Data records -
────

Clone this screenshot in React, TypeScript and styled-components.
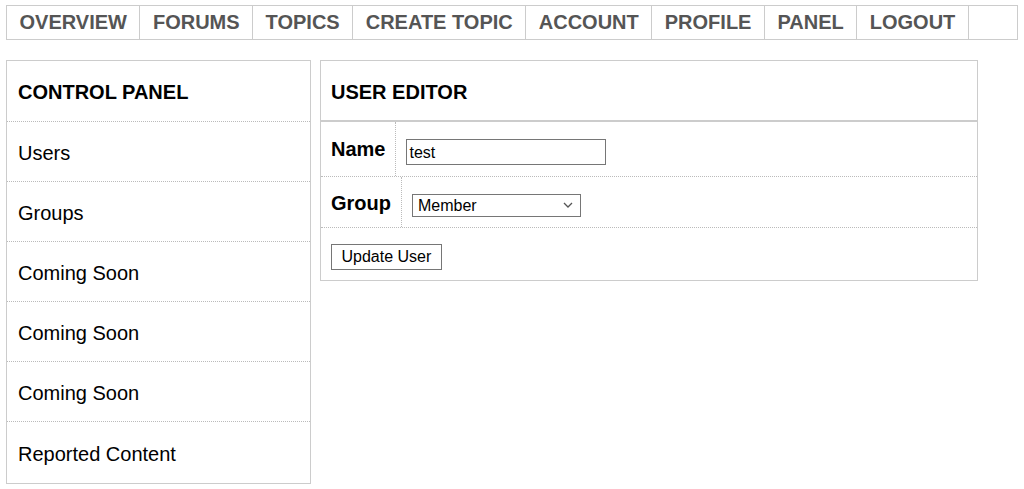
import styled, { createGlobalStyle } from 'styled-components';

const GlobalStyle = createGlobalStyle`
  body {
    margin: 0;
    background: #fff;
    font-family: "Liberation Sans", Arial, sans-serif;
    color: #000;
  }
`;

const Page = styled.div`
  padding: 5px 6px;
`;

const Nav = styled.nav`
  display: flex;
  border: 1px solid #ccc;
  height: 33px;
`;

const NavItem = styled.a`
  display: block;
  padding: 0 12.5px;
  line-height: 33px;
  font-size: 20px;
  font-weight: bold;
  color: #555;
  text-decoration: none;
  border-right: 1px solid #ccc;
`;

const Main = styled.div`
  display: flex;
  align-items: flex-start;
  gap: 9px;
  margin-top: 20px;
`;

const Panel = styled.div<{ $width: number }>`
  width: ${({ $width }) => $width}px;
  box-sizing: border-box;
  border: 1px solid #ccc;
`;

const SideHeader = styled.div`
  padding: 3px 11px 0;
  line-height: 57px;
  font-size: 20px;
  font-weight: bold;
  border-bottom: 1px dotted #bbb;
`;

const SideRow = styled.div`
  padding: 3px 11px 0;
  line-height: 56px;
  font-size: 20px;
  border-bottom: 1px dotted #bbb;

  &:last-child {
    border-bottom: none;
    line-height: 58px;
  }
`;

const EditorHeader = styled.div`
  padding: 4px 10px 0;
  line-height: 55px;
  font-size: 20px;
  font-weight: bold;
  border-bottom: 2px solid #ccc;
`;

const FieldRow = styled.div`
  display: flex;
  border-bottom: 1px dotted #bbb;
`;

const Label = styled.div<{ $height: number; $shift: number }>`
  padding: ${({ $shift }) => $shift}px 10px 0;
  line-height: ${({ $height, $shift }) => $height - $shift}px;
  font-size: 20px;
  font-weight: bold;
  border-right: 1px dotted #bbb;
`;

const FieldCell = styled.div<{ $top: number; $left: number }>`
  padding: ${({ $top, $left }) => `${$top}px 10px 0 ${$left}px`};
`;

const TextInput = styled.input`
  box-sizing: border-box;
  width: 200px;
  height: 26px;
  padding: 1px 2px 0;
  border: 1px solid #767676;
  border-radius: 0;
  font-family: "Liberation Sans", Arial, sans-serif;
  font-size: 16px;
  color: #000;
`;

const SelectWrap = styled.div`
  position: relative;
  width: 169px;
  height: 23px;

  svg {
    position: absolute;
    right: 8px;
    top: 8px;
    pointer-events: none;
  }
`;

const Select = styled.select`
  appearance: none;
  box-sizing: border-box;
  width: 169px;
  height: 23px;
  padding: 0 5px;
  border: 1px solid #767676;
  border-radius: 0;
  background: #fff;
  font-family: "Liberation Sans", Arial, sans-serif;
  font-size: 16px;
  color: #000;
`;

const ButtonRow = styled.div`
  padding: 16px 10px 10px;
`;

const Button = styled.button`
  box-sizing: border-box;
  height: 26px;
  padding: 0 9.5px;
  border: 1px solid #767676;
  border-radius: 0;
  background: #fff;
  font-family: "Liberation Sans", Arial, sans-serif;
  font-size: 16px;
  color: #000;
`;

const navLinks = ['OVERVIEW', 'FORUMS', 'TOPICS', 'CREATE TOPIC', 'ACCOUNT', 'PROFILE', 'PANEL', 'LOGOUT'];
const sideLinks = ['Users', 'Groups', 'Coming Soon', 'Coming Soon', 'Coming Soon', 'Reported Content'];

export default function App() {
  return (
    <Page>
      <GlobalStyle />
      <Nav>
        {navLinks.map((link) => (
          <NavItem key={link} href="#">{link}</NavItem>
        ))}
      </Nav>
      <Main>
        <Panel $width={305}>
          <SideHeader>CONTROL PANEL</SideHeader>
          {sideLinks.map((link, i) => (
            <SideRow key={i}>{link}</SideRow>
          ))}
        </Panel>
        <Panel $width={658}>
          <EditorHeader>USER EDITOR</EditorHeader>
          <FieldRow>
            <Label $height={54} $shift={0}>Name</Label>
            <FieldCell $top={17} $left={10}>
              <TextInput defaultValue="test" />
            </FieldCell>
          </FieldRow>
          <FieldRow>
            <Label $height={50} $shift={3}>Group</Label>
            <FieldCell $top={17} $left={10}>
              <SelectWrap>
                <Select defaultValue="member">
                  <option value="member">Member</option>
                  <option value="admin">Administrator</option>
                </Select>
                <svg width="10" height="6" viewBox="0 0 10 6">
                  <path d="M1 1 L5 5 L9 1" fill="none" stroke="#555" strokeWidth="1.3" />
                </svg>
              </SelectWrap>
            </FieldCell>
          </FieldRow>
          <ButtonRow>
            <Button>Update User</Button>
          </ButtonRow>
        </Panel>
      </Main>
    </Page>
  );
}
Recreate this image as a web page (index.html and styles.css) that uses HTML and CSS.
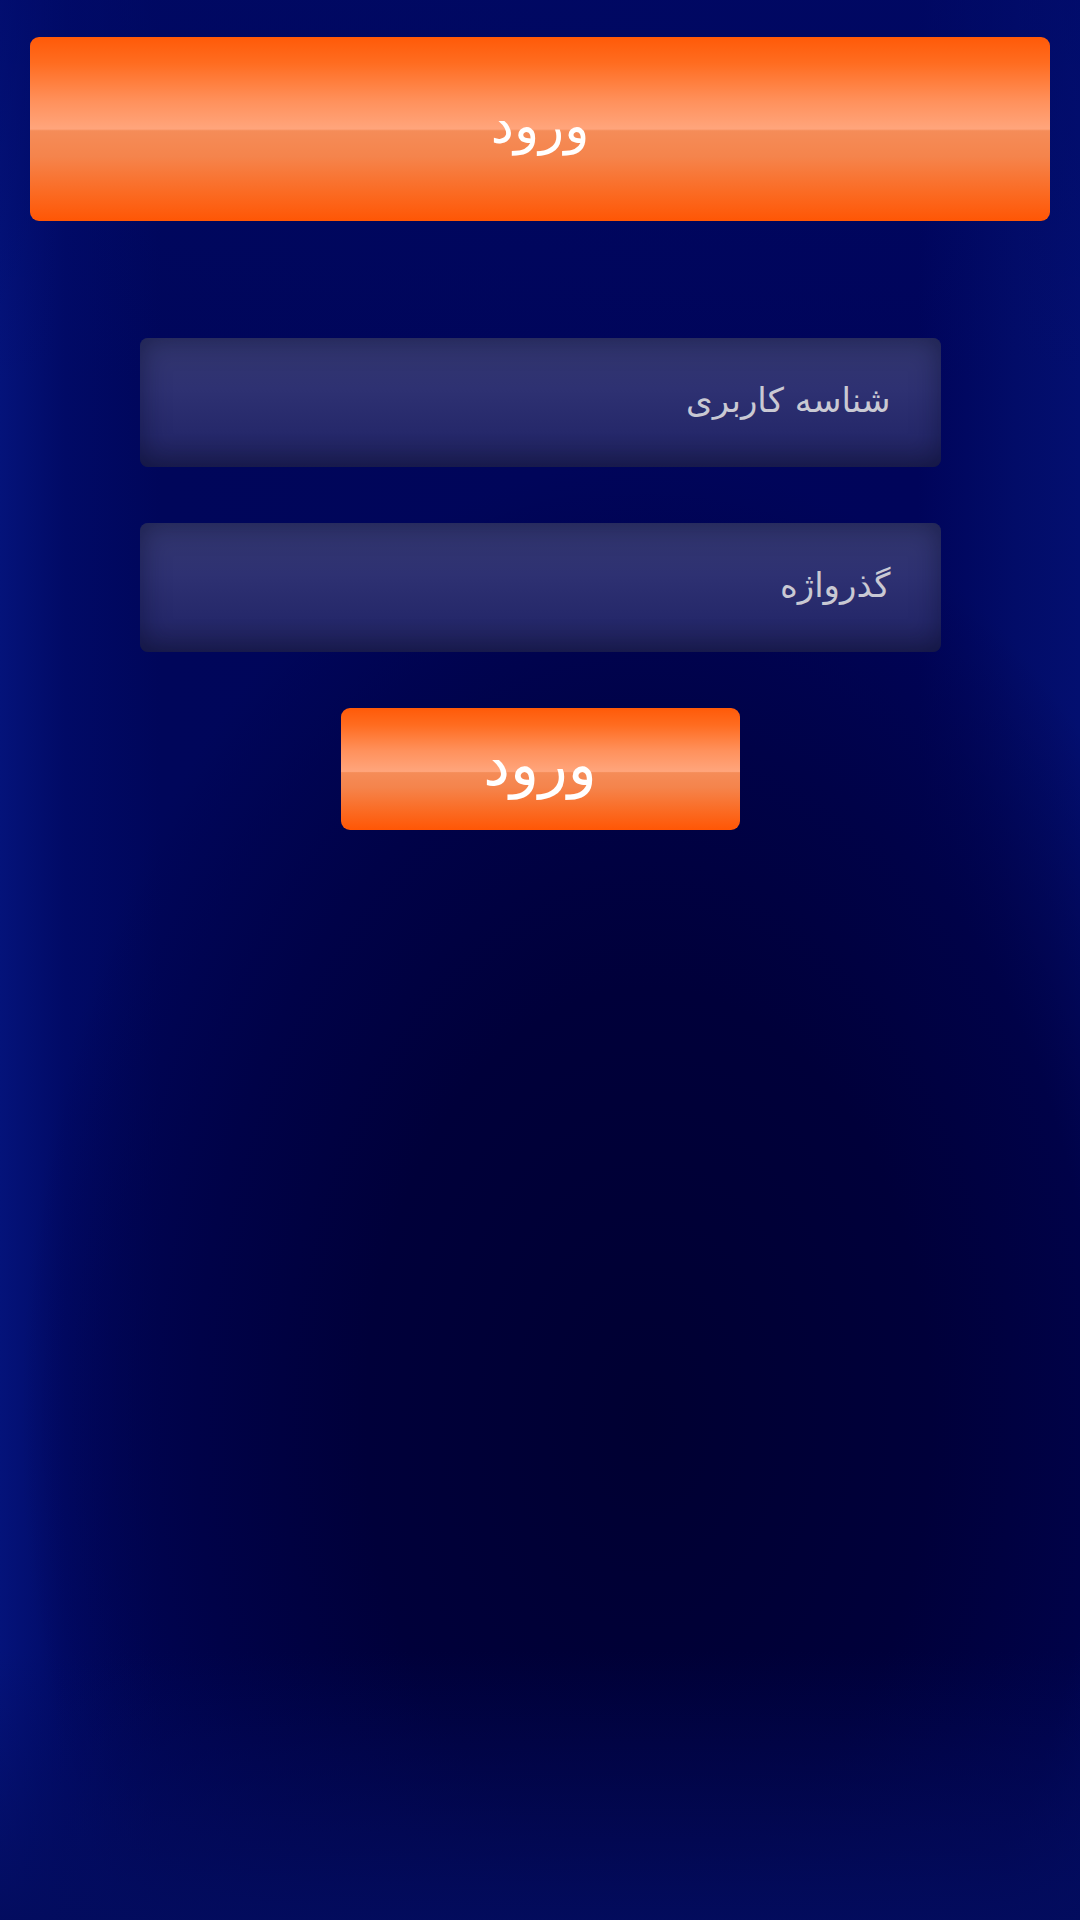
FILE: index.html
```html
<!DOCTYPE html>
<html lang="fa" dir="rtl">
<head>
<meta charset="utf-8">
<title>ورود</title>
<link rel="stylesheet" href="styles.css">
</head>
<body>
<div class="page">
  <header class="title-bar"><span class="title-text">ورود</span></header>
  <form class="login-form">
    <div class="field"><span class="placeholder">شناسه کاربری</span></div>
    <div class="field"><span class="placeholder">گذرواژه</span></div>
    <button type="button" class="submit"><span class="submit-text">ورود</span></button>
  </form>
</div>
</body>
</html>
```
FILE: styles.css
```css
html, body {
  margin: 0;
  padding: 0;
}
body {
  width: 1080px;
  min-height: 1920px;
  font-family: "DejaVu Sans", "Noto Sans", sans-serif;
  background:
    linear-gradient(180deg, rgba(0,10,104,0.6) 0%, rgba(0,6,90,0) 20%, rgba(0,6,90,0) 86%, rgba(3,12,94,0.95) 100%),
    radial-gradient(ellipse 58% 50% at 60% 74%, #000032 0%, #00003a 45%, #000248 72%, rgba(0,6,90,0) 100%),
    linear-gradient(90deg, #04137a 0%, #010a66 6%, #00065a 15%, #00055a 50%, #00045a 85%, #020c68 94%, #030f70 100%);
  background-color: #000658;
}
.page {
  box-sizing: border-box;
  min-height: 1920px;
  padding: 37px 30px 0 30px;
  display: flex;
  flex-direction: column;
  align-items: center;
}
.title-bar {
  box-sizing: border-box;
  width: 1020px;
  height: 184px;
  border-radius: 9px;
  display: flex;
  align-items: center;
  justify-content: center;
  background: linear-gradient(180deg, #ff5a08 0%, #ff6c20 14%, #ff915c 35%, #ffa57c 50%, #f58c58 51%, #f5844c 65%, #fb6a22 85%, #ff5605 100%);
}
.title-text {
  color: #ffffff;
  font-size: 52px;
  line-height: 1;
  margin-top: -8px;
}
.login-form {
  margin-top: 117px;
  display: flex;
  flex-direction: column;
  align-items: center;
  gap: 56px;
  width: 100%;
}
.field {
  box-sizing: border-box;
  width: 801px;
  height: 129px;
  border-radius: 8px;
  display: flex;
  align-items: center;
  padding-right: 50px;
  background: linear-gradient(180deg, #33376f 0%, #2e3172 40%, #25286a 75%, #1d1f55 100%);
  box-shadow: inset 0 0 28px rgba(10, 12, 50, 0.55);
}
.placeholder {
  color: #c9c9d3;
  font-size: 34px;
  line-height: 1;
  margin-top: -5px;
}
.submit {
  box-sizing: border-box;
  width: 399px;
  height: 122px;
  border: 0;
  padding: 0;
  border-radius: 9px;
  display: flex;
  align-items: center;
  justify-content: center;
  background: linear-gradient(180deg, #ff5a08 0%, #ff6c20 14%, #ff915c 35%, #ffa57c 52%, #f58c58 53%, #f5844c 65%, #fb6a22 85%, #ff5605 100%);
  font-family: "DejaVu Sans", "Noto Sans", sans-serif;
}
.submit-text {
  color: #ffffff;
  font-size: 60px;
  line-height: 1;
  margin-top: -10px;
}
```
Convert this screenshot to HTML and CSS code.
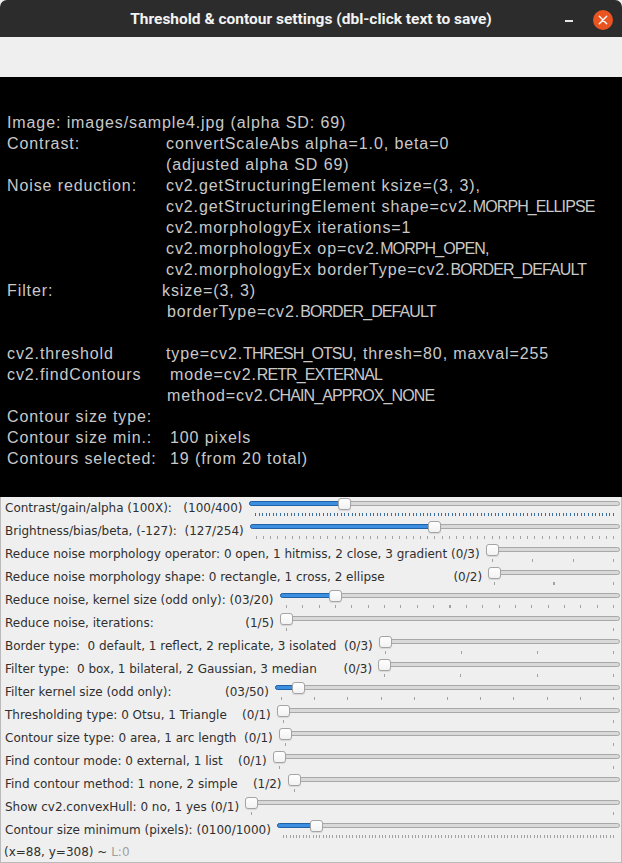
FILE: index.html
```html
<!DOCTYPE html>
<html>
<head>
<meta charset="utf-8">
<title>Threshold &amp; contour settings</title>
<link rel="stylesheet" href="styles.css">
</head>
<body>
<div class="window">
  <header class="titlebar">
    <span class="title">Threshold &amp; contour settings (dbl-click text to save)</span>
    <div class="buttons">
      <span class="min"></span>
      <span class="close"><svg width="20" height="20" viewBox="0 0 20 20"><path d="M6.3 6.3 L13.7 13.7 M13.7 6.3 L6.3 13.7" stroke="#fff" stroke-width="1.4" stroke-linecap="round"/></svg></span>
    </div>
  </header>
  <div class="toolbar"></div>
  <div class="canvas">
    <div class="line">Image: images/sample4.jpg (alpha SD: 69)</div>
    <div class="line"><span class="key">Contrast:</span><span class="val">convertScaleAbs alpha=1.0, beta=0</span></div>
    <div class="line"><span class="key"></span><span class="val">(adjusted alpha SD 69)</span></div>
    <div class="line"><span class="key">Noise reduction:</span><span class="val">cv2.getStructuringElement ksize=(3, 3),</span></div>
    <div class="line"><span class="key"></span><span class="val">cv2.getStructuringElement shape=cv2.<span class="uc">MORPH_ELLIPSE</span></span></div>
    <div class="line"><span class="key"></span><span class="val">cv2.morphologyEx iterations=1</span></div>
    <div class="line"><span class="key"></span><span class="val">cv2.morphologyEx op=cv2.<span class="uc">MORPH_OPEN</span>,</span></div>
    <div class="line"><span class="key"></span><span class="val">cv2.morphologyEx borderType=cv2.<span class="uc">BORDER_DEFAULT</span></span></div>
    <div class="line"><span class="key">Filter:</span><span class="val nudge-l">ksize=(3, 3)</span></div>
    <div class="line"><span class="key"></span><span class="val nudge-r1">borderType=cv2.<span class="uc">BORDER_DEFAULT</span></span></div>
    <div class="line"></div>
    <div class="line"><span class="key">cv2.threshold</span><span class="val">type=cv2.<span class="uc">THRESH_OTSU</span>, thresh=80, maxval=255</span></div>
    <div class="line"><span class="key">cv2.findContours</span><span class="val nudge-r">mode=cv2.<span class="uc">RETR_EXTERNAL</span></span></div>
    <div class="line"><span class="key"></span><span class="val nudge-r1">method=cv2.<span class="uc">CHAIN_APPROX_NONE</span></span></div>
    <div class="line"><span class="key">Contour size type:</span></div>
    <div class="line"><span class="key">Contour size min.:</span><span class="val nudge-r">100 pixels</span></div>
    <div class="line"><span class="key">Contours selected:</span><span class="val nudge-r">19 (from 20 total)</span></div>
  </div>
  <div class="controls">
    <div class="row"><span class="label">Contrast/gain/alpha (100X):   (100/400)</span><div class="slider focus" style="--v:0.25;--n:100"><div class="groove"><div class="fill"></div></div><div class="handle"></div><div class="ticks"></div></div></div>
    <div class="row"><span class="label">Brightness/bias/beta, (-127):  (127/254)</span><div class="slider" style="--v:0.5;--n:50"><div class="groove"><div class="fill"></div></div><div class="handle"></div><div class="ticks"></div></div></div>
    <div class="row"><span class="label">Reduce noise morphology operator: 0 open, 1 hitmiss, 2 close, 3 gradient (0/3)</span><div class="slider" style="--v:0;--n:3"><div class="groove"></div><div class="handle"></div><div class="ticks"></div></div></div>
    <div class="row"><span class="label">Reduce noise morphology shape: 0 rectangle, 1 cross, 2 ellipse                  (0/2)</span><div class="slider" style="--v:0;--n:2"><div class="groove"></div><div class="handle"></div><div class="ticks"></div></div></div>
    <div class="row"><span class="label">Reduce noise, kernel size (odd only): (03/20)</span><div class="slider" style="--v:0.15;--n:20"><div class="groove"><div class="fill"></div></div><div class="handle"></div><div class="ticks"></div></div></div>
    <div class="row"><span class="label">Reduce noise, iterations:                        (1/5)</span><div class="slider" style="--v:0;--n:1"><div class="groove"></div><div class="handle"></div><div class="ticks"></div></div></div>
    <div class="row"><span class="label">Border type:  0 default, 1 reflect, 2 replicate, 3 isolated  (0/3)</span><div class="slider" style="--v:0;--n:3"><div class="groove"></div><div class="handle"></div><div class="ticks"></div></div></div>
    <div class="row"><span class="label">Filter type:  0 box, 1 bilateral, 2 Gaussian, 3 median       (0/3)</span><div class="slider" style="--v:0;--n:3"><div class="groove"></div><div class="handle"></div><div class="ticks"></div></div></div>
    <div class="row"><span class="label">Filter kernel size (odd only):              (03/50)</span><div class="slider" style="--v:0.05;--n:10"><div class="groove"><div class="fill"></div></div><div class="handle"></div><div class="ticks"></div></div></div>
    <div class="row"><span class="label">Thresholding type: 0 Otsu, 1 Triangle    (0/1)</span><div class="slider" style="--v:0;--n:1"><div class="groove"></div><div class="handle"></div><div class="ticks"></div></div></div>
    <div class="row"><span class="label">Contour size type: 0 area, 1 arc length  (0/1)</span><div class="slider" style="--v:0;--n:1"><div class="groove"></div><div class="handle"></div><div class="ticks"></div></div></div>
    <div class="row"><span class="label">Find contour mode: 0 external, 1 list    (0/1)</span><div class="slider" style="--v:0;--n:1"><div class="groove"></div><div class="handle"></div><div class="ticks"></div></div></div>
    <div class="row"><span class="label">Find contour method: 1 none, 2 simple    (1/2)</span><div class="slider" style="--v:0;--n:1"><div class="groove"></div><div class="handle"></div><div class="ticks start-only"></div></div></div>
    <div class="row"><span class="label">Show cv2.convexHull: 0 no, 1 yes (0/1)</span><div class="slider" style="--v:0;--n:1"><div class="groove"></div><div class="handle"></div><div class="ticks"></div></div></div>
    <div class="row"><span class="label">Contour size minimum (pixels): (0100/1000)</span><div class="slider" style="--v:0.1;--n:100"><div class="groove"><div class="fill"></div></div><div class="handle"></div><div class="ticks"></div></div></div>
  </div>
  <div class="status">(x=88, y=308) ~ <span class="dim">L:0</span></div>
</div>
</body>
</html>
```
FILE: styles.css
```css
html, body {
  margin: 0;
  padding: 0;
  background: #efefef;
}

.window {
  width: 622px;
  height: 863px;
  display: flex;
  flex-direction: column;
  background: #efefef;
  overflow: hidden;
}

.titlebar {
  height: 37px;
  box-sizing: border-box;
  padding-top: 1px;
  background: #2c2c2c;
  border-radius: 7px 7px 0 0;
  display: grid;
  grid-template-columns: 1fr auto 1fr;
  align-items: center;
  color: #f2f2f2;
  flex: none;
}

.title {
  grid-column: 2;
  font-family: Roboto, "Noto Sans", sans-serif;
  font-weight: bold;
  font-size: 15.5px;
}

.buttons {
  grid-column: 3;
  justify-self: end;
  display: flex;
  align-items: center;
  gap: 20px;
  padding-right: 9px;
  margin-top: 2px;
}

.min {
  width: 8px;
  height: 2px;
  background: #e6e6e6;
  margin-top: 2px;
}

.close {
  width: 20px;
  height: 20px;
  border-radius: 50%;
  background: #e95420;
  display: flex;
}

.toolbar {
  height: 40px;
  flex: none;
  background: #efefef;
}

.canvas {
  height: 420px;
  flex: none;
  box-sizing: border-box;
  background: #000;
  padding: 35px 0 0 7px;
  font-family: "Liberation Sans", Arial, sans-serif;
  font-size: 16px;
  letter-spacing: 0.9px;
  color: #c9c9c9;
  line-height: 21px;
}

.line {
  display: flex;
  height: 21px;
  white-space: pre;
}

.key {
  width: 159px;
  flex: none;
}

.uc {
  letter-spacing: -0.9px;
}

.nudge-l { margin-left: -4px; }
.nudge-r { margin-left: 4px; }
.nudge-r1 { margin-left: 1px; }

.controls {
  flex: none;
  border-left: 1px solid #bababa;
  border-right: 1px solid #bababa;
}

.row {
  display: flex;
  height: 23px;
}

.label {
  font-family: "DejaVu Sans", sans-serif;
  font-size: 12px;
  line-height: 23px;
  color: #2f2f2f;
  white-space: pre;
  padding-left: 4px;
  margin-right: 6px;
  flex: none;
}

.slider {
  flex: 1;
  position: relative;
  margin-right: 1px;
  --tick: #a2a2a2;
}

.slider.focus {
  --tick: #3d6f9e;
}

.groove {
  margin-top: 4px;
  height: 5px;
  box-sizing: border-box;
  border: 1px solid #a8a8a8;
  background: #d9d9d9;
  border-radius: 3px;
}

.fill {
  margin: -1px 0 0 -1px;
  height: 5px;
  box-sizing: border-box;
  width: calc(7px + var(--v) * (100% - 11px));
  border: 1px solid #2161a6;
  background: #3b8ee0;
  border-radius: 3px;
}

.handle {
  position: absolute;
  top: 1px;
  left: calc(var(--v) * (100% - 13px));
  width: 13px;
  height: 12px;
  box-sizing: border-box;
  border: 1px solid #a4a4a4;
  border-radius: 3px;
  background: linear-gradient(#fefefe, #f2f2f2);
  box-shadow: 0 1px 1px rgba(0, 0, 0, 0.1);
}

.ticks {
  margin: 7px 6px 0;
  height: 3px;
  background: repeating-linear-gradient(to right, var(--tick) 0, var(--tick) 1px, transparent 1px, transparent calc((100% - 1px) / var(--n)));
}

.ticks.start-only {
  background: linear-gradient(to right, var(--tick) 0, var(--tick) 1px, transparent 1px);
}

.status {
  height: 20px;
  flex: none;
  font-family: "DejaVu Sans", sans-serif;
  font-size: 12px;
  line-height: 20px;
  color: #2f2f2f;
  padding-left: 3px;
  border-left: 1px solid #bababa;
  border-right: 1px solid #bababa;
  border-bottom: 1px solid #bababa;
}

.dim {
  color: #a0a0a0;
}
```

────

Aim - Search the preceding listing for "components" and extract every line where it is found.

Output -
Clone this screenshot in React, TypeScript and styled-components.
import styled, { createGlobalStyle } from 'styled-components';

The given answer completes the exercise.